Some Thoughts on Jeremiah 31 by Thomas

Jeremiah 31:31-34 is an important ‘Proof Text’ for many
Christians who believe it foreshadows the replacement of the Mosaic Law with Jesus.

However, while Christian apologists claim Jeremiah had an
entirely new covenant in mind, biblical scholars disagree, and say that
Jeremiah did not have a different covenant in mind which would replace the Law
of Moses; rather, it would be an internalizing of the Law of Moses. Here is a
brief selection of scholars on this subject:

“The newness of the covenant will not be found in a
different set of laws. The new covenant would still be centered in the law
(torah) of Mt. Sinai, so in this regard there was to be no change, for the
problem of the old covenant was not in its inadequacy but in the Israelites’
inability to keep it and to obey its laws…in the new covenant, the law would
be written on human hearts. ..Speaking and hearing of the law would no longer
be necessary; for no man would have to teach his neighbour or be taught, for
each would know and obey the law from the least to the greatest.”

‘Introduction to the
Bible,’ By John Haralson Hayes (Emory University)

“The contrast between the old and new covenant is in its
mode of reception. The old covenant from Sinai was resisted until it was broken
and abrogated. The new covenant will not be resisted, because the torah – the
same commandments as at Sinai – will be written on their hearts. That is, the
commandments will not be an external rule which invites hostility, but now will
be an embraced, internal identity-giving mark, so that obeying will be as
normal and as readily accepted as breathing and eating…All inclination to
resist, refuse or disobey will have evaporated, because the members of the new
community of covenant are transformed people who have rightly inclined hearts.”

’A commentary on Jeremiah: exile and homecoming’ By Walter
Brueggemann (United Church of Christ Minister; retired from Columbia
Theological Seminary)

“The circumcising of the heart (Deut 10:15, 30:6) is a figure of cleansing and
inner change; in Deut 10:16 it is a demand and in 30:6 a promise that Yahweh
will circumcise ‘your hearts and the hearts of your descendants.’ The effect of
this will be pure and copious springs of motivation, and undivided love for
Yahweh.
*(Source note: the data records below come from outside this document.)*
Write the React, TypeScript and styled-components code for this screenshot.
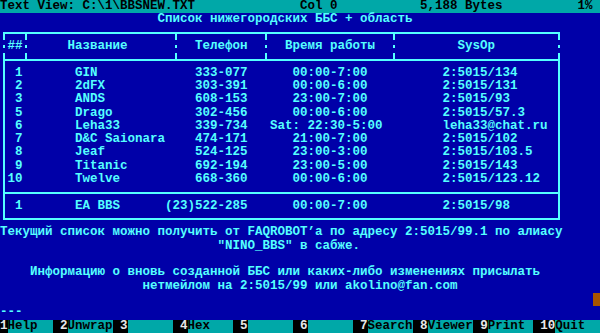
import React from "react";
import styled, { createGlobalStyle } from "styled-components";

const ROW = 13.32;
const CYAN = "#55ffff";
const BLUE = "#0000a8";
const TEAL = "#00a8a8";

const Global = createGlobalStyle`
  html, body { margin: 0; padding: 0; background: ${BLUE}; }
  * { box-sizing: border-box; }
`;

const Screen = styled.div`
  width: 600px;
  height: 333px;
  overflow: hidden;
  background: ${BLUE};
  color: ${CYAN};
  font-family: "Liberation Mono", "DejaVu Sans Mono", monospace;
  font-weight: bold;
  font-size: 12.5px;
  line-height: ${ROW}px;
  display: flex;
  flex-direction: column;
  white-space: pre;
`;

const StatusBar = styled.div`
  height: ${ROW}px;
  background: ${TEAL};
  color: #000;
  display: grid;
  grid-template-columns: 40ch 16ch 21ch 3ch;
`;

const Line = styled.div<{ $indent?: number }>`
  height: ${ROW}px;
  padding-left: ${(p) => p.$indent ?? 0}ch;
  display: flex;
`;

const BlockLine = styled(Line)`
  justify-content: flex-end;
`;

const Cursor = styled.span`
  width: 1ch;
  height: 100%;
  background: #a85400;
`;

const Frame = styled.div`
  margin: 5.4px 0 6px 3px;
  width: 557px;
  display: flex;
  flex-direction: column;
`;

const HeaderRow = styled.div`
  display: flex;
  height: 28.6px;
  border-top: 2px solid ${CYAN};
  border-bottom: 2px solid ${CYAN};
`;

const Divider = styled.span`
  width: 2px;
  flex: none;
  background: linear-gradient(
    to bottom,
    ${CYAN} 0 6px,
    transparent 6px 11px,
    ${CYAN} 11px 14px,
    transparent 14px 19px,
    ${CYAN} 19px
  );
`;

const HeaderCell = styled.span<{ $w?: number; $pad: number }>`
  ${(p) => (p.$w ? `width: ${p.$w}px; flex: none;` : "flex: 1;")}
  padding-left: ${(p) => p.$pad}px;
  display: flex;
  align-items: center;
`;

const Section = styled.div<{ $closed?: boolean }>`
  border-left: 2px solid ${CYAN};
  border-right: 2px solid ${CYAN};
  padding: 6px 0 5.3px;
  ${(p) =>
    p.$closed
      ? `border-top: 2px solid ${CYAN}; border-bottom: 2px solid ${CYAN};`
      : ""}
`;

const Row = styled.div`
  height: ${ROW}px;
  display: flex;
`;

const Num = styled.span`
  width: 17.5px;
  text-align: right;
`;

const Name = styled.span`
  margin-left: 7ch;
  width: 12ch;
`;

const Phone = styled.span`
  width: 11ch;
  text-align: right;
`;

const Time = styled.span<{ $wide?: boolean }>`
  margin-left: 3ch;
  width: 16ch;
  padding-left: ${(p) => (p.$wide ? 0 : 3)}ch;
`;

const SysOp = styled.span`
  margin-left: 7ch;
`;

const KeyBar = styled.div`
  height: ${ROW}px;
  background: #000;
  display: flex;
  gap: 1ch;
`;

const Key = styled.span`
  display: flex;
`;

const KeyNum = styled.span`
  color: #e8e8e8;
`;

const KeyLabel = styled.span`
  width: 6ch;
  background: ${TEAL};
  color: #000;
`;

type Bbs = { n: string; name: string; phone: string; time: string; sysop: string };

const rows: Bbs[] = [
  { n: "1", name: "GIN", phone: "333-077", time: "00:00-7:00", sysop: "2:5015/134" },
  { n: "2", name: "2dFX", phone: "303-391", time: "00:00-6:00", sysop: "2:5015/131" },
  { n: "3", name: "ANDS", phone: "608-153", time: "23:00-7:00", sysop: "2:5015/93" },
  { n: "5", name: "Drago", phone: "302-456", time: "00:00-6:00", sysop: "2:5015/57.3" },
  { n: "6", name: "Leha33", phone: "339-734", time: "Sat: 22:30-5:00", sysop: "leha33@chat.ru" },
  { n: "7", name: "D&C Saionara", phone: "474-171", time: "21:00-7:00", sysop: "2:5015/102" },
  { n: "8", name: "Jeaf", phone: "524-125", time: "23:00-3:00", sysop: "2:5015/103.5" },
  { n: "9", name: "Titanic", phone: "692-194", time: "23:00-5:00", sysop: "2:5015/143" },
  { n: "10", name: "Twelve", phone: "668-360", time: "00:00-6:00", sysop: "2:5015/123.12" },
];

const region: Bbs = {
  n: "1",
  name: "EA BBS",
  phone: "(23)522-285",
  time: "00:00-7:00",
  sysop: "2:5015/98",
};

const keys = [
  ["1", "Help"],
  ["2", "Unwrap"],
  ["3", ""],
  ["4", "Hex"],
  ["5", ""],
  ["6", ""],
  ["7", "Search"],
  ["8", "Viewer"],
  ["9", "Print"],
  ["10", "Quit"],
];

const BbsRow = ({ b }: { b: Bbs }) => (
  <Row>
    <Num>{b.n}</Num>
    <Name>{b.name}</Name>
    <Phone>{b.phone}</Phone>
    <Time $wide={b.time.length > 10}>{b.time}</Time>
    <SysOp>{b.sysop}</SysOp>
  </Row>
);

export default function App() {
  return (
    <>
      <Global />
      <Screen>
        <StatusBar>
          <span>Text View: C:\1\BBSNEW.TXT</span>
          <span>Col 0</span>
          <span>5,188 Bytes</span>
          <span>1%</span>
        </StatusBar>
        <Line $indent={21}>Список нижегородских ББС + область</Line>
        <Frame>
          <HeaderRow>
            <Divider />
            <HeaderCell $w={20} $pad={2.5}>##</HeaderCell>
            <Divider />
            <HeaderCell $w={148} $pad={40.5}>Название</HeaderCell>
            <Divider />
            <HeaderCell $w={88} $pad={18}>Телефон</HeaderCell>
            <Divider />
            <HeaderCell $w={125.5} $pad={18}>Время работы</HeaderCell>
            <Divider />
            <HeaderCell $pad={63}>SysOp</HeaderCell>
            <Divider />
          </HeaderRow>
          <Section>
            {rows.map((b) => (
              <BbsRow key={b.n} b={b} />
            ))}
          </Section>
          <Section $closed>
            <BbsRow b={region} />
          </Section>
        </Frame>
        <Line>Текущий список можно получить от FAQROBOT’а по адресу 2:5015/99.1 по алиасу</Line>
        <Line $indent={29}>"NINO_BBS" в сабже.</Line>
        <Line />
        <Line $indent={4}>Информацию о вновь созданной ББС или каких-либо изменениях присылать</Line>
        <Line $indent={19}>нетмейлом на 2:5015/99 или akolino@fan.com</Line>
        <BlockLine>
          <Cursor />
        </BlockLine>
        <Line>---</Line>
        <KeyBar>
          {keys.map(([n, label]) => (
            <Key key={n}>
              <KeyNum>{n}</KeyNum>
              <KeyLabel>{label}</KeyLabel>
            </Key>
          ))}
        </KeyBar>
      </Screen>
    </>
  );
}
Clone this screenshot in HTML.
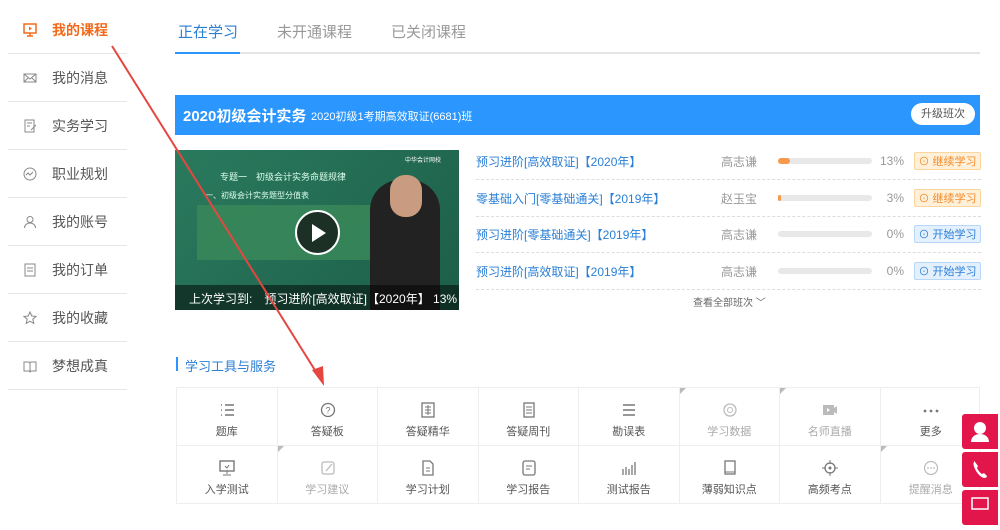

This will result (as at Jer 31:31-34) in constant obedience to the Law:
‘Then you will obey Yahweh once more and keep all his commandments.’”

‘A Critical and Exegetical Commentary on Jeremiah, Vol. 2:
Commentary on Jeremiah, XXVI-LII’ By William McKane (late professor of Hebrew
& Oriental Language at St. Andrew’s University and ordained into Church of
Scotland)

“Jeremiah affirms the continuity of the Mosaic formulation
of covenant; the allusion to the Exodus is clear. The essential content of this
new covenant will remain the same: the union of YHWH will put his Torah inside
them by writing it on their hearts.”

‘Reading the Old Testament: an introduction to the Hebrew
Bible,’ By Barry L. Bandstra (Hope College)

“Among Christians, the new covenant passage is perhaps the
most well-known and misread of Jeremianic texts. The new covenant prophecy does not cancel YHWH’s covenant in favour
of Christianity
. Christians will, of course, place great significance on
this short passage, using its language to express their faith that the newness
of divine revelation in Jesus Christ stands in continuity with YHWH’s covenant
with Israel. When the book of Jeremiah speaks of the new covenant, however, it
is referring to renewed relationship between Israel and YHWH.”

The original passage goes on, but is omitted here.